If a language isn't public (or shared), then it's not, in fact, a language. If we were just communicating with ourselves, then perhaps we wouldn’t need a descriptive language at all. We would simply know that we are in pain and, therefore, pain-descriptions wouldn't be necessary.

It follows that if there are private mental states, events or items in S's mind, and S were to name these items, then he'd have to introduce his own names or words rather than use names or words he'd acquired from other people. After all, how could public names refer to truly private items? There couldn’t be a public (or intersubjective) ostensive definition of S’s private mental items, states or events. Indeed it was Wittgenstein’s argument that there couldn’t even be a private ostensive definition of one’s own private mental items, states or events. How would S know that he was describing (or defining) a mental item, state or event correctly or incorrectly? The correctness or otherwise of an ostensibly private ostensive definition would depend on a third party determining whether or not such an attribution is correct or incorrect. As Wittgenstein put it (to paraphrase):

If S doesn’t know if he’s going right, then how would he know that he’s going wrong (in his self-attributions)?

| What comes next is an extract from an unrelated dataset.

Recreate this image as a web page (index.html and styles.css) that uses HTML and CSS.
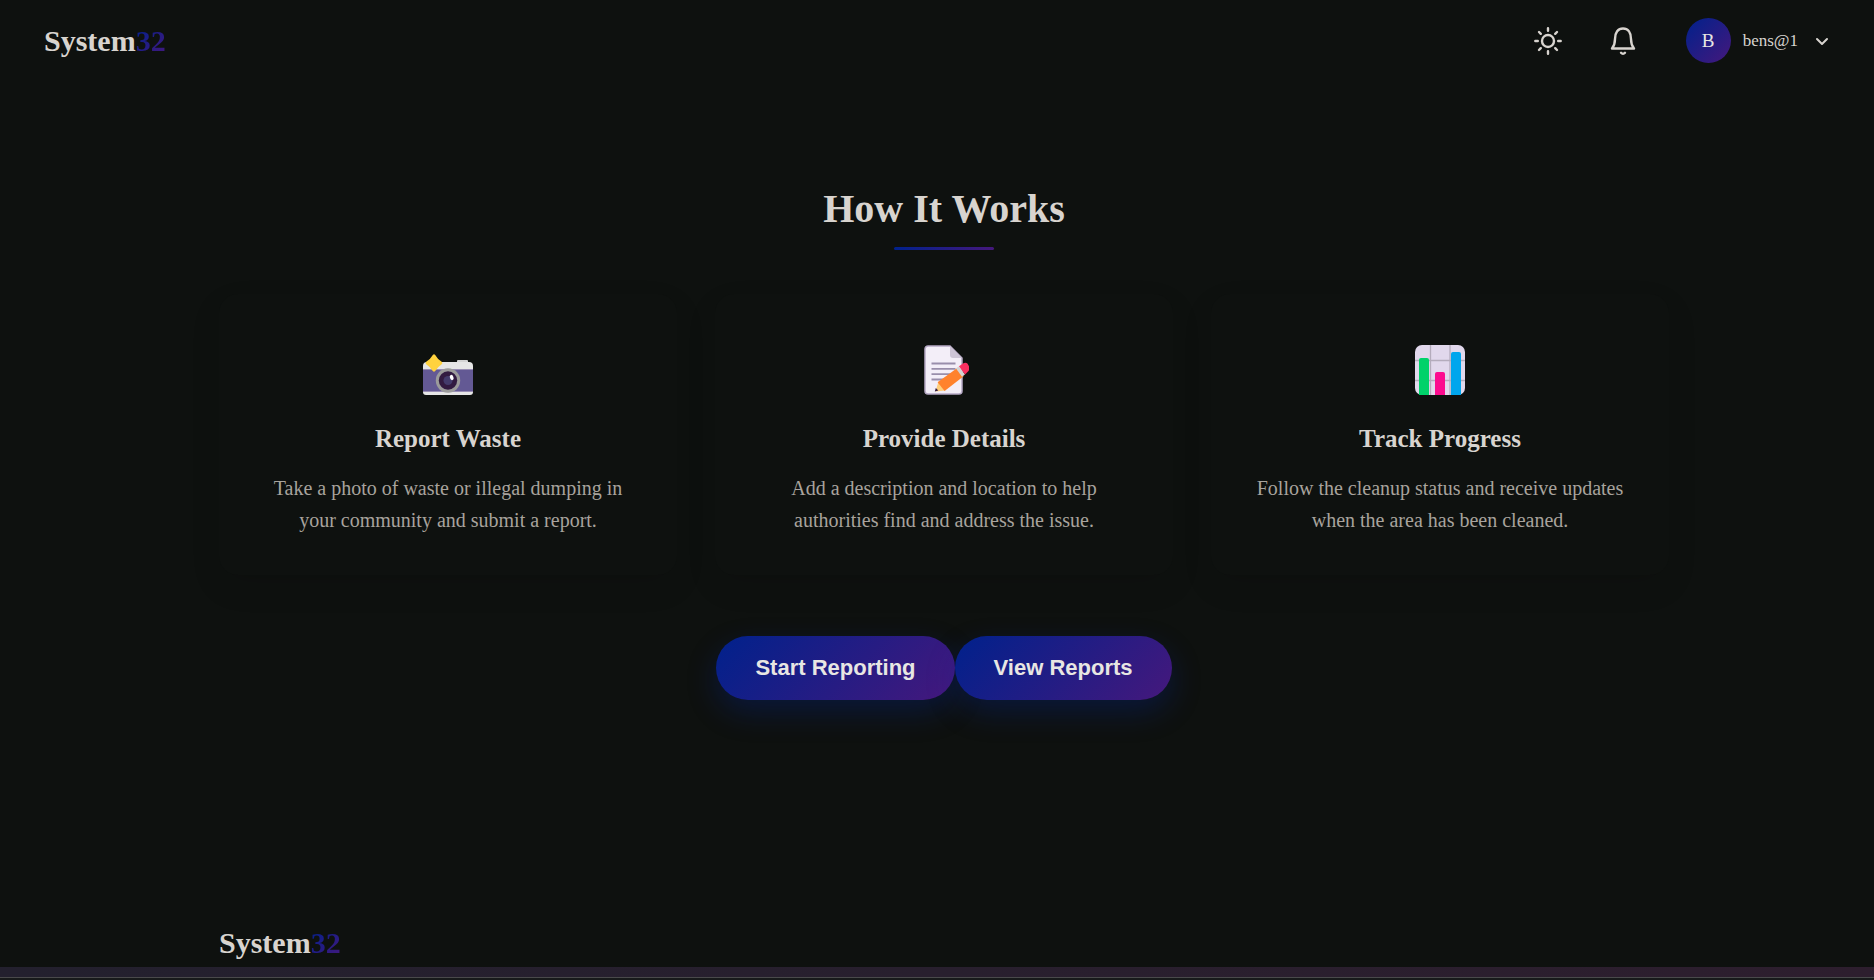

Yes, but what about pain itself?”

Despite all the above, there must still be a sense that certain mental items, states or events are indeed private - such as pain. This seems to be self-evident.

For example, if I don't communicate my pain with either linguistic or physical behaviour, then no one else would know that I'm in pain. But I am in pain. Only I know that I'm in pain. Therefore my pain is private.

It's true that if I were to express my pain (either in a language or even by physical behaviour), then, yes, I would be using a public language. And even if I use such words to talk to myself about my own pain, then I'd still be using public words and public expressions. Thus we could say that the epistemic status of the belief (how it's known or the way it's known) depends on the external world and public language.

However, there's more to a pain than our knowledge of it. It has both an ontological and an experiential status. We can also accept the fact that any ontological and experiential status the pain does have will itself be coloured by public language. (For one, those parts of public language which have given us the tools and concepts to think about a pain’s ontological and experiential status!) Though, yet again, there's still something about pain that's above and beyond its epistemic position and its ontological and experiential status. There's a state - a pain - that's the subject of all these public expressions. These public expressions are about something other than themselves. They're about pain.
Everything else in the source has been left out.